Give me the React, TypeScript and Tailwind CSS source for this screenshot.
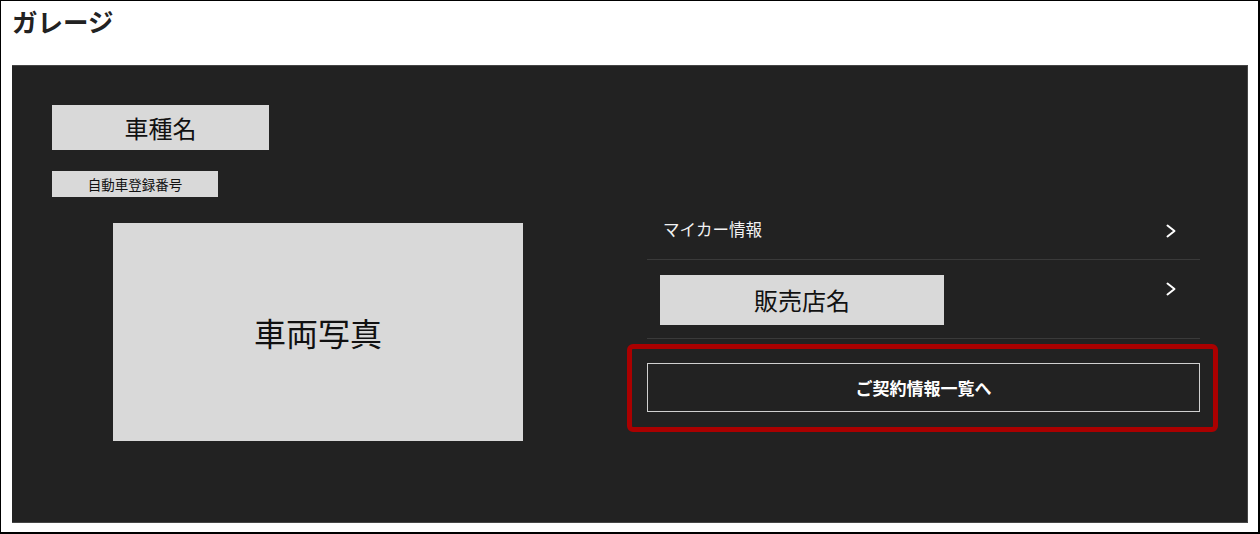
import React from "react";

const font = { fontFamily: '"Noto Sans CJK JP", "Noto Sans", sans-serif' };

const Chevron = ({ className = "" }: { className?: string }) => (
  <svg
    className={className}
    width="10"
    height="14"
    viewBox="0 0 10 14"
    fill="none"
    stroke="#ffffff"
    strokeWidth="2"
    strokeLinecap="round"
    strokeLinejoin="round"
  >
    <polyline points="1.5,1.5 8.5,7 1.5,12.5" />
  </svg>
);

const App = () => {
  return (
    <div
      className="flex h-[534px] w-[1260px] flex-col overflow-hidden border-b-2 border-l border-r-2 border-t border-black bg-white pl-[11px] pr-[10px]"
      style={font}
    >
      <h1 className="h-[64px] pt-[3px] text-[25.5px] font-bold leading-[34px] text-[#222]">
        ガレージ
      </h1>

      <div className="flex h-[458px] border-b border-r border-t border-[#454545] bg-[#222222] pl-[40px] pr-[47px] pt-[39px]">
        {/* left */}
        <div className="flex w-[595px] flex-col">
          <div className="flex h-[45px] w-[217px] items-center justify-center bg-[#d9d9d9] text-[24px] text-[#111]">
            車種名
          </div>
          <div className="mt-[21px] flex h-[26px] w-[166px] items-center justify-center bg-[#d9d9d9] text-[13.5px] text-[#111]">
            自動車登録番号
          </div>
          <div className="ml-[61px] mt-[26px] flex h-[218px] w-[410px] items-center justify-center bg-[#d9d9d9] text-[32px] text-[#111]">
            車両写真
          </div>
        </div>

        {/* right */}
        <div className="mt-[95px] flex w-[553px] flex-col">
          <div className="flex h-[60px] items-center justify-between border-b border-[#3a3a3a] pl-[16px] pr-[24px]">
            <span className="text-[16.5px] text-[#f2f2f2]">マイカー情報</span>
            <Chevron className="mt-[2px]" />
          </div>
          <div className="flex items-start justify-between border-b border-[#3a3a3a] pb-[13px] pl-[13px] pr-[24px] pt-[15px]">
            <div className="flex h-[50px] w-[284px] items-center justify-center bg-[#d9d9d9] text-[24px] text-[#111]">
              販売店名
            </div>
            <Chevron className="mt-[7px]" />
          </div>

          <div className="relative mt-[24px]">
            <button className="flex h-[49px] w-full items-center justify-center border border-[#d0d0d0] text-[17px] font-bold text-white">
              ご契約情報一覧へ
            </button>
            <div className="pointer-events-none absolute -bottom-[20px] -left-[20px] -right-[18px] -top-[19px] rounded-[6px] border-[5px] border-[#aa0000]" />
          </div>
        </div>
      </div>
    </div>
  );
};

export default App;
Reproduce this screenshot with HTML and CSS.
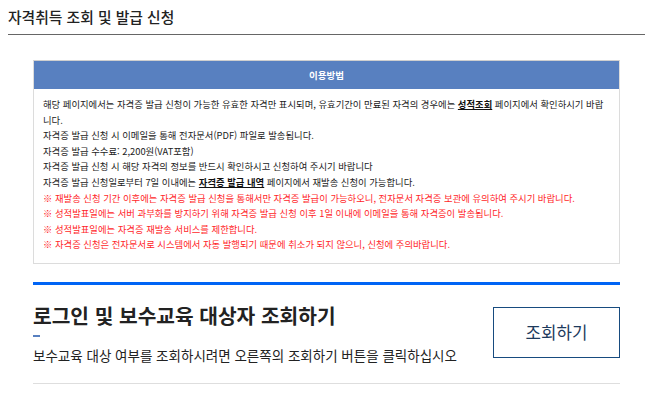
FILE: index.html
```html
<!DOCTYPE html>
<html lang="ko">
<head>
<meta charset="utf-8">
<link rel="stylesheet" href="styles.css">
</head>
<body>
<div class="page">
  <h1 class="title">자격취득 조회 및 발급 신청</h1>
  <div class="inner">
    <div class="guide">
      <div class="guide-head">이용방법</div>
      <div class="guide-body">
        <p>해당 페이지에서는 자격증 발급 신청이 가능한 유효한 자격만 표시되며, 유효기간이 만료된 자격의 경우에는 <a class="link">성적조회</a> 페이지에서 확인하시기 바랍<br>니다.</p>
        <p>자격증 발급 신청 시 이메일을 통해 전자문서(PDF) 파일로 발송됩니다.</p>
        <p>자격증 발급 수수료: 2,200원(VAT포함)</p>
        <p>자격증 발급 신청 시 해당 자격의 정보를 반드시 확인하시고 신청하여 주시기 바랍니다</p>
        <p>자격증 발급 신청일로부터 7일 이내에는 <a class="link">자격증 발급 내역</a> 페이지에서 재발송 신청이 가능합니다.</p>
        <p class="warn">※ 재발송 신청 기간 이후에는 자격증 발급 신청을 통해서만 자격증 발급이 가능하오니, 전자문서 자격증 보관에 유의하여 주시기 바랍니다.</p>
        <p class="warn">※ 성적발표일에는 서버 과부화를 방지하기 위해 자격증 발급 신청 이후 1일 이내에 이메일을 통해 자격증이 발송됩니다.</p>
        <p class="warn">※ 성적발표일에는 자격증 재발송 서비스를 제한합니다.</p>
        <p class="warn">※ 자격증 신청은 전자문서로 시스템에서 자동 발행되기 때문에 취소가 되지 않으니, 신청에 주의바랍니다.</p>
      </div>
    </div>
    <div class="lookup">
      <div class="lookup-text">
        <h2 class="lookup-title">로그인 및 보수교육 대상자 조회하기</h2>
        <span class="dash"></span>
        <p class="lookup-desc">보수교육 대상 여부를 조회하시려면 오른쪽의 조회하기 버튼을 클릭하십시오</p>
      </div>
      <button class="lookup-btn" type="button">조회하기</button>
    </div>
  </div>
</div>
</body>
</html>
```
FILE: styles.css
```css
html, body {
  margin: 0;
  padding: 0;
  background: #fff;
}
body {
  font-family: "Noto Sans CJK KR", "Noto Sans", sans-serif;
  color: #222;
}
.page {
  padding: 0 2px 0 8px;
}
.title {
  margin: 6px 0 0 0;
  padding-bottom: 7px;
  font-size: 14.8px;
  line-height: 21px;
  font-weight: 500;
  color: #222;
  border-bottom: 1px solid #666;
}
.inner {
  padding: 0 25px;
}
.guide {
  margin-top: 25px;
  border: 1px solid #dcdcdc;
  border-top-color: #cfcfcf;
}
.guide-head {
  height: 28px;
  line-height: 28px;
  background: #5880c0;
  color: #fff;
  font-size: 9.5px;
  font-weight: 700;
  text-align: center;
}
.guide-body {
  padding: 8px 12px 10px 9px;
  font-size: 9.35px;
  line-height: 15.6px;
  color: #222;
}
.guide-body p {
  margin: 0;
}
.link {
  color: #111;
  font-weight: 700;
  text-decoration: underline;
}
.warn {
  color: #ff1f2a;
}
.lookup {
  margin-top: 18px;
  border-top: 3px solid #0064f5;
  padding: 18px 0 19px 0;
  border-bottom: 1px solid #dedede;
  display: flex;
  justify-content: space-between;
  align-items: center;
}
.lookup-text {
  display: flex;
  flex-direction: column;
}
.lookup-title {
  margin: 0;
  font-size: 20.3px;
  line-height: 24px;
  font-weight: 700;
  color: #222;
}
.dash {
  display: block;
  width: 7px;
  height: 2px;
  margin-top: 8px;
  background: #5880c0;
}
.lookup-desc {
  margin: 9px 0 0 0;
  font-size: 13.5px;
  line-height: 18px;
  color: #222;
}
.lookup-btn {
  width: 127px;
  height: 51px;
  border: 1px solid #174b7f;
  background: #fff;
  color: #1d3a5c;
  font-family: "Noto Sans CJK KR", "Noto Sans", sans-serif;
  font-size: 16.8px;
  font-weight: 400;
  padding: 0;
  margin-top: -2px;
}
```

+ + +

__Stated problem__.
Write out the entries above verbatim; the pictures do not belong in your copy.

__Output for this exercise__.
Give me the React, TypeScript and Tailwind CSS source for this screenshot.
import React from "react";

const font = { fontFamily: '"Noto Sans CJK JP", "Noto Sans", sans-serif' };

const Chevron = ({ className = "" }: { className?: string }) => (
  <svg
    className={className}
    width="10"
    height="14"
    viewBox="0 0 10 14"
    fill="none"
    stroke="#ffffff"
    strokeWidth="2"
    strokeLinecap="round"
    strokeLinejoin="round"
  >
    <polyline points="1.5,1.5 8.5,7 1.5,12.5" />
  </svg>
);

const App = () => {
  return (
    <div
      className="flex h-[534px] w-[1260px] flex-col overflow-hidden border-b-2 border-l border-r-2 border-t border-black bg-white pl-[11px] pr-[10px]"
      style={font}
    >
      <h1 className="h-[64px] pt-[3px] text-[25.5px] font-bold leading-[34px] text-[#222]">
        ガレージ
      </h1>

      <div className="flex h-[458px] border-b border-r border-t border-[#454545] bg-[#222222] pl-[40px] pr-[47px] pt-[39px]">
        {/* left */}
        <div className="flex w-[595px] flex-col">
          <div className="flex h-[45px] w-[217px] items-center justify-center bg-[#d9d9d9] text-[24px] text-[#111]">
            車種名
          </div>
          <div className="mt-[21px] flex h-[26px] w-[166px] items-center justify-center bg-[#d9d9d9] text-[13.5px] text-[#111]">
            自動車登録番号
          </div>
          <div className="ml-[61px] mt-[26px] flex h-[218px] w-[410px] items-center justify-center bg-[#d9d9d9] text-[32px] text-[#111]">
            車両写真
          </div>
        </div>

        {/* right */}
        <div className="mt-[95px] flex w-[553px] flex-col">
          <div className="flex h-[60px] items-center justify-between border-b border-[#3a3a3a] pl-[16px] pr-[24px]">
            <span className="text-[16.5px] text-[#f2f2f2]">マイカー情報</span>
            <Chevron className="mt-[2px]" />
          </div>
          <div className="flex items-start justify-between border-b border-[#3a3a3a] pb-[13px] pl-[13px] pr-[24px] pt-[15px]">
            <div className="flex h-[50px] w-[284px] items-center justify-center bg-[#d9d9d9] text-[24px] text-[#111]">
              販売店名
            </div>
            <Chevron className="mt-[7px]" />
          </div>

          <div className="relative mt-[24px]">
            <button className="flex h-[49px] w-full items-center justify-center border border-[#d0d0d0] text-[17px] font-bold text-white">
              ご契約情報一覧へ
            </button>
            <div className="pointer-events-none absolute -bottom-[20px] -left-[20px] -right-[18px] -top-[19px] rounded-[6px] border-[5px] border-[#aa0000]" />
          </div>
        </div>
      </div>
    </div>
  );
};

export default App;
Reproduce this screenshot with HTML and CSS.
FILE: index.html
```html
<!DOCTYPE html>
<html lang="ko">
<head>
<meta charset="utf-8">
<link rel="stylesheet" href="styles.css">
</head>
<body>
<div class="page">
  <h1 class="title">자격취득 조회 및 발급 신청</h1>
  <div class="inner">
    <div class="guide">
      <div class="guide-head">이용방법</div>
      <div class="guide-body">
        <p>해당 페이지에서는 자격증 발급 신청이 가능한 유효한 자격만 표시되며, 유효기간이 만료된 자격의 경우에는 <a class="link">성적조회</a> 페이지에서 확인하시기 바랍<br>니다.</p>
        <p>자격증 발급 신청 시 이메일을 통해 전자문서(PDF) 파일로 발송됩니다.</p>
        <p>자격증 발급 수수료: 2,200원(VAT포함)</p>
        <p>자격증 발급 신청 시 해당 자격의 정보를 반드시 확인하시고 신청하여 주시기 바랍니다</p>
        <p>자격증 발급 신청일로부터 7일 이내에는 <a class="link">자격증 발급 내역</a> 페이지에서 재발송 신청이 가능합니다.</p>
        <p class="warn">※ 재발송 신청 기간 이후에는 자격증 발급 신청을 통해서만 자격증 발급이 가능하오니, 전자문서 자격증 보관에 유의하여 주시기 바랍니다.</p>
        <p class="warn">※ 성적발표일에는 서버 과부화를 방지하기 위해 자격증 발급 신청 이후 1일 이내에 이메일을 통해 자격증이 발송됩니다.</p>
        <p class="warn">※ 성적발표일에는 자격증 재발송 서비스를 제한합니다.</p>
        <p class="warn">※ 자격증 신청은 전자문서로 시스템에서 자동 발행되기 때문에 취소가 되지 않으니, 신청에 주의바랍니다.</p>
      </div>
    </div>
    <div class="lookup">
      <div class="lookup-text">
        <h2 class="lookup-title">로그인 및 보수교육 대상자 조회하기</h2>
        <span class="dash"></span>
        <p class="lookup-desc">보수교육 대상 여부를 조회하시려면 오른쪽의 조회하기 버튼을 클릭하십시오</p>
      </div>
      <button class="lookup-btn" type="button">조회하기</button>
    </div>
  </div>
</div>
</body>
</html>
```
FILE: styles.css
```css
html, body {
  margin: 0;
  padding: 0;
  background: #fff;
}
body {
  font-family: "Noto Sans CJK KR", "Noto Sans", sans-serif;
  color: #222;
}
.page {
  padding: 0 2px 0 8px;
}
.title {
  margin: 6px 0 0 0;
  padding-bottom: 7px;
  font-size: 14.8px;
  line-height: 21px;
  font-weight: 500;
  color: #222;
  border-bottom: 1px solid #666;
}
.inner {
  padding: 0 25px;
}
.guide {
  margin-top: 25px;
  border: 1px solid #dcdcdc;
  border-top-color: #cfcfcf;
}
.guide-head {
  height: 28px;
  line-height: 28px;
  background: #5880c0;
  color: #fff;
  font-size: 9.5px;
  font-weight: 700;
  text-align: center;
}
.guide-body {
  padding: 8px 12px 10px 9px;
  font-size: 9.35px;
  line-height: 15.6px;
  color: #222;
}
.guide-body p {
  margin: 0;
}
.link {
  color: #111;
  font-weight: 700;
  text-decoration: underline;
}
.warn {
  color: #ff1f2a;
}
.lookup {
  margin-top: 18px;
  border-top: 3px solid #0064f5;
  padding: 18px 0 19px 0;
  border-bottom: 1px solid #dedede;
  display: flex;
  justify-content: space-between;
  align-items: center;
}
.lookup-text {
  display: flex;
  flex-direction: column;
}
.lookup-title {
  margin: 0;
  font-size: 20.3px;
  line-height: 24px;
  font-weight: 700;
  color: #222;
}
.dash {
  display: block;
  width: 7px;
  height: 2px;
  margin-top: 8px;
  background: #5880c0;
}
.lookup-desc {
  margin: 9px 0 0 0;
  font-size: 13.5px;
  line-height: 18px;
  color: #222;
}
.lookup-btn {
  width: 127px;
  height: 51px;
  border: 1px solid #174b7f;
  background: #fff;
  color: #1d3a5c;
  font-family: "Noto Sans CJK KR", "Noto Sans", sans-serif;
  font-size: 16.8px;
  font-weight: 400;
  padding: 0;
  margin-top: -2px;
}
```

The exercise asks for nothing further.